Depuis deux siècles, le développement des sociétés humaines a reposé sur des activités d’extraction des matières premières du sous sol. Les sociétés, la société occidentale la toute première, suivie par d’autres ont extrait toujours davantage de métaux (fer, cuivre, métaux rares) et toujours davantage d’énergie fossiles (charbon, pétrole, gaz) .
Or, rappelle Isabelle Delannoy, si l’humanité croit à un rythme toujours important et potentiellement indéfiniment, les ressources sont limitées par la taille du globe, comme l’ont rappelé en 1972 les auteurs du rapport Meadows. Cette contradiction remet en cause la croissance, et lui impose des limites.
Isabelle Delannoy évoque plusieurs solutions permettant de pallier cette limite des ressources. Le recours à des énergies renouvelables est une solution qui a elle-même des limites, en raison de l’utilisation qu’elle suppose de métaux rares. Ni la voiture électrique, ni l’éolien, ni le numérique ne sont des solutions. De nombreuses solutions en effet notamment peuvent provoquer des effets rebond. En effet , dès qu’une solution » écologique » est trouvée, plus économique en énergie ou en matériaux, la consommation devenue « vertueuse » et promise et vendue comme telle, bondit.
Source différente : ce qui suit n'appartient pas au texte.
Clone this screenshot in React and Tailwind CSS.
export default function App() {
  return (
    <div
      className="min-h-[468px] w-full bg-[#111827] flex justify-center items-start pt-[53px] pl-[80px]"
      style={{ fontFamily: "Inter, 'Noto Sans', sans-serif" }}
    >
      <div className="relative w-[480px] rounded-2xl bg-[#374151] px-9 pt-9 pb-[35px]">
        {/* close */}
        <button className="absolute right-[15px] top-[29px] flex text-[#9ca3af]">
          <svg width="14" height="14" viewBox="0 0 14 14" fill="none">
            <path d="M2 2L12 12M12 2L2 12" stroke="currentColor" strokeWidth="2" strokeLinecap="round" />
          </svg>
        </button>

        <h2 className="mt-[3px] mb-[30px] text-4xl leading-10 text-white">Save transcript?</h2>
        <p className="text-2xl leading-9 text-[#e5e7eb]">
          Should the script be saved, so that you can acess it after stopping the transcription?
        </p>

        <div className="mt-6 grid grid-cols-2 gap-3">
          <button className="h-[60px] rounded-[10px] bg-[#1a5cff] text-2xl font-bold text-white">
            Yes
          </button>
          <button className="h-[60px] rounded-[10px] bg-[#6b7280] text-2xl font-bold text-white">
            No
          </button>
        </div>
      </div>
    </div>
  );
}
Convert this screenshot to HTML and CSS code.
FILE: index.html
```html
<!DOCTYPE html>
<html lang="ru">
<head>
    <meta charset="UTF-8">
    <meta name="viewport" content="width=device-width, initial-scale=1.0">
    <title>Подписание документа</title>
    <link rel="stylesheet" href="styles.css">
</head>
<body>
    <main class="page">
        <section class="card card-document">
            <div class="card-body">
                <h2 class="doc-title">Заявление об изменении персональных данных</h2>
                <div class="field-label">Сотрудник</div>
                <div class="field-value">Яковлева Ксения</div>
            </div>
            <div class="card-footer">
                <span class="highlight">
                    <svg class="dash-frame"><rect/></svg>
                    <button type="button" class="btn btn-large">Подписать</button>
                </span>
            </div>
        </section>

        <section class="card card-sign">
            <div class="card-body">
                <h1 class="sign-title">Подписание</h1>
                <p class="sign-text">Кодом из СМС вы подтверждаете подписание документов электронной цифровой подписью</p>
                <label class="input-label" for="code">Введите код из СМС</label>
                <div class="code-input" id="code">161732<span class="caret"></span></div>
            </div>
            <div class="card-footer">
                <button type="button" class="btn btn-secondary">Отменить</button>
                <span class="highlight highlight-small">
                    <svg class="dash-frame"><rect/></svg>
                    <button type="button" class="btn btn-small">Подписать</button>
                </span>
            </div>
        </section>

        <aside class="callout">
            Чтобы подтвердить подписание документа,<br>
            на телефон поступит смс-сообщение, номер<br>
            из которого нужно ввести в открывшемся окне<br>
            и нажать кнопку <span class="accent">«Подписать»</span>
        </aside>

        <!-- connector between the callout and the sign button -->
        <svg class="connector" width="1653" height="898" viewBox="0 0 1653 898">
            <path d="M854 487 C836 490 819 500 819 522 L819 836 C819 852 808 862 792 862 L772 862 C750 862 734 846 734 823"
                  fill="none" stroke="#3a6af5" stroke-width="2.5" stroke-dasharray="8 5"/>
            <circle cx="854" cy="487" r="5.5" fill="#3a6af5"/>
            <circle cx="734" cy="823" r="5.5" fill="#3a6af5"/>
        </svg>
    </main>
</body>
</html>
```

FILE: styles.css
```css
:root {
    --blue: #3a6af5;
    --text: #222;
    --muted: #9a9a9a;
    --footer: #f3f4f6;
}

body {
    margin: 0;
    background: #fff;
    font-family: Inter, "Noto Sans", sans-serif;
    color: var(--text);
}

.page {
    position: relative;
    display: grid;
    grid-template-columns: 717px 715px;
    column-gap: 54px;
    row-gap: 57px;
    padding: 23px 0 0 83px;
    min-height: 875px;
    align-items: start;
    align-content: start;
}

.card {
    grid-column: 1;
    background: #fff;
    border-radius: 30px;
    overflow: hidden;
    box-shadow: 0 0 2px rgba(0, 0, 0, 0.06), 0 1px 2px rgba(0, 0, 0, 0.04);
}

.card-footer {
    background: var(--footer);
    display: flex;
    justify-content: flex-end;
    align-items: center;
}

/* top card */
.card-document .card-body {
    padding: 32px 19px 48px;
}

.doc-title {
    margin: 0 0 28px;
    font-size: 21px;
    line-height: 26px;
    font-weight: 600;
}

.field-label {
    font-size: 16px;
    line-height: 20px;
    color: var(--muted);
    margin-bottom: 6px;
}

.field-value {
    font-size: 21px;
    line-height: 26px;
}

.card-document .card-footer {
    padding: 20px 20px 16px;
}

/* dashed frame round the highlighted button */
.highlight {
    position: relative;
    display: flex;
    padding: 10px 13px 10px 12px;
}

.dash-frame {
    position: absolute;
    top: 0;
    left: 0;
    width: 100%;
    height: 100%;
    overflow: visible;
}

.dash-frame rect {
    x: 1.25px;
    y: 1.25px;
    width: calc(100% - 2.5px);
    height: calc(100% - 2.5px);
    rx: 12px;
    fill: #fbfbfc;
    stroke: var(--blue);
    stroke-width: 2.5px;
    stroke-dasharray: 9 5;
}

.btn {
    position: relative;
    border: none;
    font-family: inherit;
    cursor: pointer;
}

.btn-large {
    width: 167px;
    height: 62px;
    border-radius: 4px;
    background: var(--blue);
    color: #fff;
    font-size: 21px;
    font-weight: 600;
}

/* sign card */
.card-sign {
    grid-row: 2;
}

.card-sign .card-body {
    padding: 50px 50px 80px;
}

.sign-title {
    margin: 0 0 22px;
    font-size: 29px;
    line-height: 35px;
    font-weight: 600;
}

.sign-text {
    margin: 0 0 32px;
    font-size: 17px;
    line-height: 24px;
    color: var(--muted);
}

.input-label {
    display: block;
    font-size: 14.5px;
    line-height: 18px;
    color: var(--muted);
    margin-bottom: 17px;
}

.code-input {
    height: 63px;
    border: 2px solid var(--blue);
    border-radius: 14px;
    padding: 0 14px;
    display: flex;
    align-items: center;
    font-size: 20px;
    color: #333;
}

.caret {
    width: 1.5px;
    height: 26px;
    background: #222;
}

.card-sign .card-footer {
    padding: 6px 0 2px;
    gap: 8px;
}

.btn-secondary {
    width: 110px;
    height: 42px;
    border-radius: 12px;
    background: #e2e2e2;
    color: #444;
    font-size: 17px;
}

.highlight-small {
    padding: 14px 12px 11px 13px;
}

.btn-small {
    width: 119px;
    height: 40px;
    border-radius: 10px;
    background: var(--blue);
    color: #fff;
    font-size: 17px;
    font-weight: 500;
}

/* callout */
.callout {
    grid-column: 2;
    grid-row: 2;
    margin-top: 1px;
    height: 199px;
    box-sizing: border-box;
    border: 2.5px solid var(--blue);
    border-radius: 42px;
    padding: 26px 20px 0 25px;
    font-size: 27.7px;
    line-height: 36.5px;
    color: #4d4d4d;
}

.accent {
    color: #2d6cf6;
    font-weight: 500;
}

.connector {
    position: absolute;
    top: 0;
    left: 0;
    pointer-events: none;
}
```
Il faut donc repenser différemment le fonctionnement global. Il convient tout d’abord d’asseoir le développement dans son entier sur des ressources renouvelables, issues du vivant, notamment par exemple de l’agriculture, écrit Isabelle Delannoy, ingénieur agronome de formation. Potentiellement, la bio-économie peut supporter la société symbiotique.
Privilégier l’économie d’usage à l’économie d’appropriation
Il faut ensuite développer des modèles économiques positifs au regard des ressources. Il faut privilégier ainsi, l’économie d’accès, et la préférer à l’économie de l’appropriation. Dans cette dernière, les biens devenus propriété de l’utilisateur sont très difficiles à récupérer, pour être recyclés.
L’économie d’accès suppose que les biens demeurent la propriété des producteurs, qui les mettent à disposition des consommateurs, moyennant une location. Les biens sont ainsi conservés dans un cycle maitrisé par le producteur, plus à même de les récupérer, de réemployer, de reconditionner. Cette boucle permet aussi de mettre en place une éco -onception modulaire, l’innovation pouvant être introduite progressivement dans les objets, sans que ces derniers soient condamnées à devenir des déchets.
Les progrès du numérique, de la fabrication additive, de matériaux composites permettent de répartir la production de biens, au plus près du consommateur et des lieux de production des matières premières. Ces dernières n’ont plus à être extraites dans des conditions sociales et environnementales inadmissibles à l’autre bout de la planète, au prix de l’exploitation d’enfants, de trafics et de guerre des ressources.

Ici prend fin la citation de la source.